My guess would be left-wing cunts whose idea of "altruism" involves the government forcibly taking money from some and claiming to use to "help the poor" when in reality all but a few cents on the dollar goes to pay for an unwieldy and ineffective bureaucracy.
appallingly similar to the eugenic arguments used by Nazi theorists concerning "life unworthy of life."
So he's a strong supporter of Obamacare then.
Never would have known about Singer if not for the protesters shouting him down.
Sounds like there's marketing money to be made as a protestor-for-hire.
I thought he passed away a few years ago. Apparently not!
It's UVic, what do you expect?
Canada literally doesn't have free speech, not under American standards.
(I am reminded of this by my Canadian friends all, while self-identifying as friends of everything good and liberal - having completely anti-civil-libertarian attitudes about speech that they dislike.
"How can American not just ban the KKK and why can it allow nasty hate speech?"
"Uh, because freedom of speech is actually part of our constitution, and that doesn't mean "freedom to say nice things and nothing else", you goddamn Communists?)

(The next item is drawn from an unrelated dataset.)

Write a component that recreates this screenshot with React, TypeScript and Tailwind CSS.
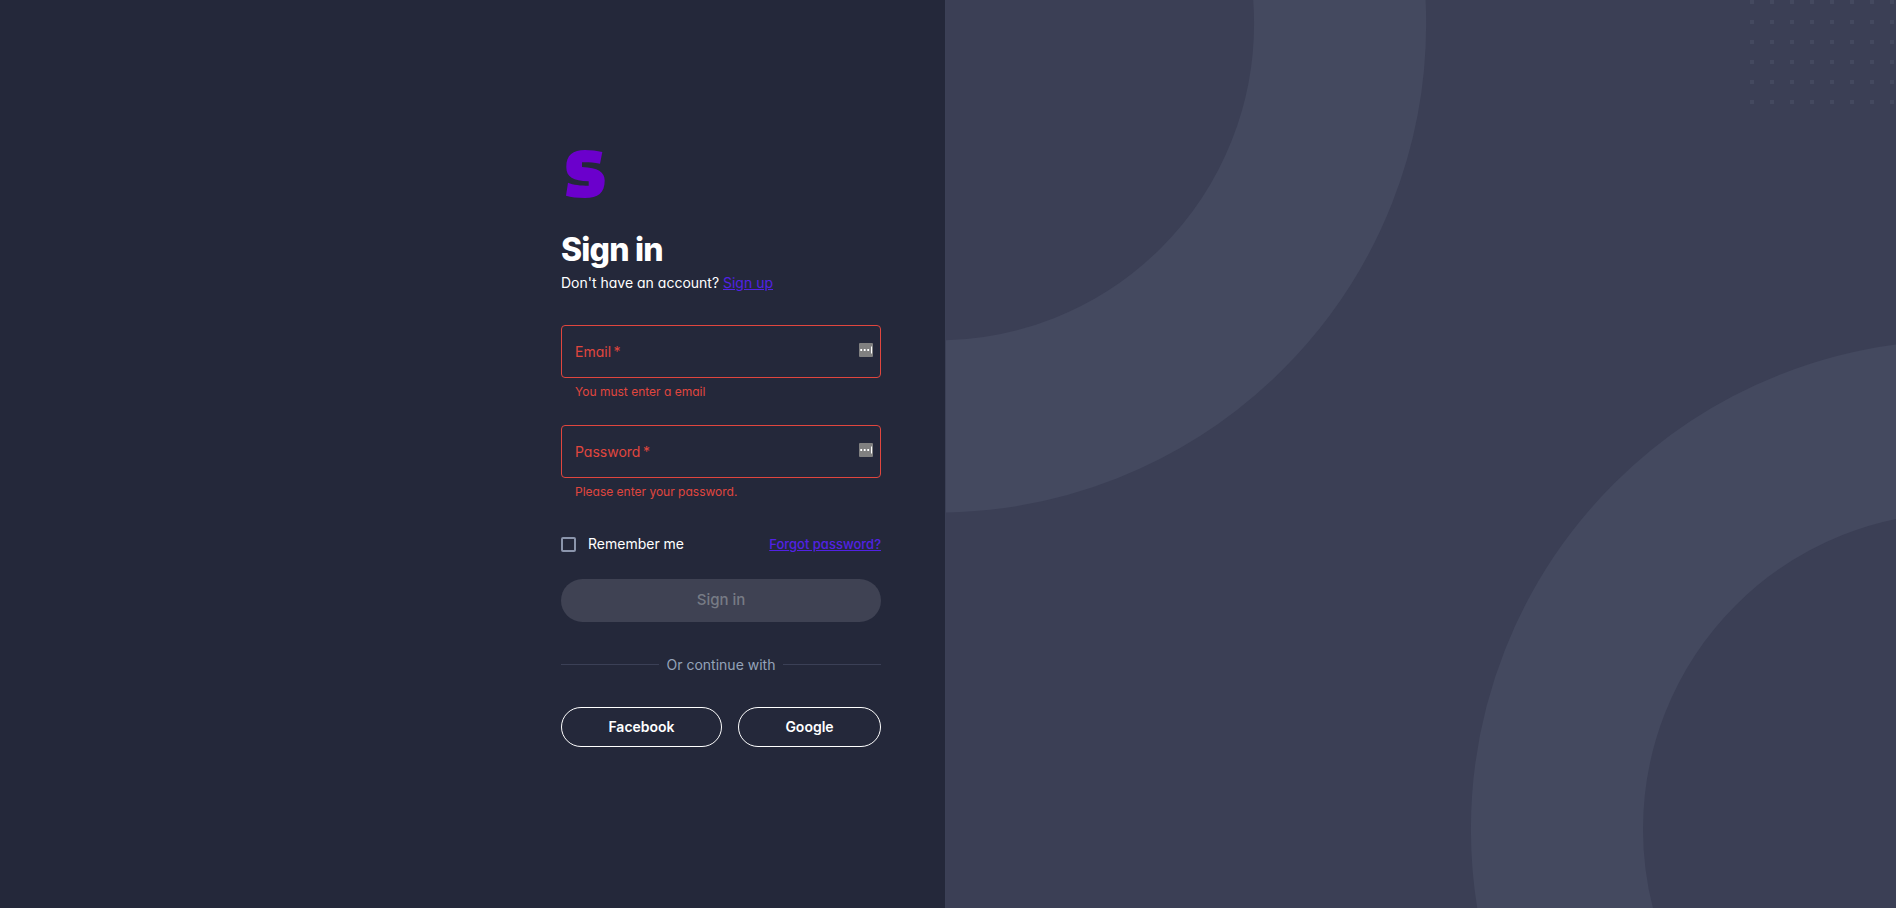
import { useState } from "react";
import clsx from "clsx";

type FieldProps = {
  id: string;
  label: string;
  type: string;
  error: string;
};

function Logo() {
  return (
    <svg className="h-14 w-12" viewBox="0 0 48 56" fill="#6b00cc" aria-hidden="true">
      <path d="M41.300 7 L39 18.700 C32 17.300 27 17.200 21 17.300 V22 C37 22.500 43.700 27 43.700 35.500 C43.700 48 37 53 24 53 C16 53 10 52 5 50.700 L7 37.700 C12 40 20 40.700 27.700 40.700 V36.300 C12 36 5.300 32 5.300 22 C5.300 10 12 5 24 5 C30 5 36 5.700 41.300 7 Z" />
    </svg>
  );
}

function AutofillIcon() {
  return (
    <svg className="pointer-events-none mb-1 size-3.5 shrink-0" viewBox="0 0 14 14" aria-hidden="true">
      <rect width="14" height="14" rx="1" fill="#808080" />
      <path d="M1.300 6h1.800v2h-1.800zM4.800 6h1.800v2h-1.800zM8.300 6h1.800v2h-1.800zM12 3.500h1v7h-1z" fill="#fff" />
    </svg>
  );
}

function Field({ id, label, type, error }: FieldProps) {
  const [value, setValue] = useState("");

  return (
    <div className="text-[#e0463e] [font-feature-settings:'cv11']">
      <div className="relative flex h-[53px] items-center rounded border border-[#e0463e] pr-[7px]">
        <label
          htmlFor={id}
          className={clsx("pointer-events-none absolute left-[13px] text-sm", value && "invisible")}
        >
          {label}&thinsp;*
        </label>
        <input
          id={id}
          type={type}
          value={value}
          onChange={(e) => setValue(e.target.value)}
          aria-invalid="true"
          aria-describedby={`${id}-error`}
          className="h-full min-w-0 flex-1 bg-transparent px-3 text-sm text-white outline-none"
        />
        <AutofillIcon />
      </div>
      <p id={`${id}-error`} className="mt-1 px-3.5 text-xs leading-5">
        {error}
      </p>
    </div>
  );
}

function SignInForm() {
  return (
    <form className="w-80 pb-4" onSubmit={(e) => e.preventDefault()}>
      <Logo />
      <h1 className="mt-[29px] text-[32px] leading-10 font-extrabold tracking-tight">Sign in</h1>
      <p className="mt-px text-sm leading-6 [font-feature-settings:'cv11']">
        Don't have an account?{" "}
        <a href="#sign-up" className="text-[#5222e4] underline">
          Sign up
        </a>
      </p>

      <div className="mt-[30px] flex flex-col gap-[23px]">
        <Field id="email" label="Email" type="email" error="You must enter a email" />
        <Field id="password" label="Password" type="password" error="Please enter your password." />
      </div>

      <div className="mt-8 flex items-center justify-between">
        <label className="flex items-center gap-3 text-sm">
          <input type="checkbox" className="size-[15px] appearance-none rounded-xs border-2 border-[#8b95ac] checked:bg-[#5222e4]" />
          Remember me
        </label>
        <a href="#forgot-password" className="text-[13px] leading-5 font-medium text-[#5222e4] underline [font-feature-settings:'cv11']">
          Forgot password?
        </a>
      </div>

      <button type="submit" disabled className="mt-[25px] h-[43px] w-full rounded-full bg-[#3f4253] text-[15px] font-medium text-[#777b85]">
        Sign in
      </button>

      <div className="mt-8 flex items-center gap-2">
        <div className="h-px flex-1 bg-[#3b4056]" />
        <span className="text-sm leading-[21px] text-[#94a3b8]">Or continue with</span>
        <div className="h-px flex-1 bg-[#3b4056]" />
      </div>

      <div className="mt-8 flex gap-4">
        <button type="button" className="h-10 flex-auto rounded-full border border-white text-sm font-semibold">
          Facebook
        </button>
        <button type="button" className="h-10 flex-auto rounded-full border border-white text-sm font-semibold">
          Google
        </button>
      </div>
    </form>
  );
}

function Backdrop() {
  return (
    <div className="relative hidden flex-1 overflow-hidden border-l border-[#3b4056] bg-[#3b3f55] md:block">
      <svg
        className="absolute inset-0 size-full"
        viewBox="201 9 552 528"
        preserveAspectRatio="xMidYMid slice"
        fill="none"
        stroke="#44495f"
        strokeWidth="100"
        aria-hidden="true"
      >
        <circle cx="196" cy="23" r="234" />
        <circle cx="790" cy="491" r="234" />
      </svg>
      <svg className="absolute top-0 right-0 h-[104px] w-[146px]" aria-hidden="true">
        <defs>
          <pattern id="dots" width="20" height="20" patternUnits="userSpaceOnUse">
            <rect width="4" height="4" fill="#44495f" />
          </pattern>
        </defs>
        <rect width="146" height="104" fill="url(#dots)" />
      </svg>
    </div>
  );
}

export default function App() {
  return (
    <div className="flex min-h-screen bg-[#24283a] font-['Inter',sans-serif] text-white">
      <main className="flex w-full items-center justify-center md:w-[calc(50%-3px)] md:justify-end md:pr-16">
        <SignInForm />
      </main>
      <Backdrop />
    </div>
  );
}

I disagree w him about some things, but on those points he's right in most cases. Pain is bad because it's pain, & if you can't feel pain you can't be hurt, but you can still be disappointed. If you can't be either hurt or disappointed, nothing that happens to you can be bad. But I'm an individualist about it.
What surprises me is how, in some of the cases discussed in this cx, many libertarians forget a central tenet of most people's libertarianism: that all value is subjective. It doesn't matter how bad mangling a body looks to you; if it's not a negative experience to the mind connected to that body, why prohibit it?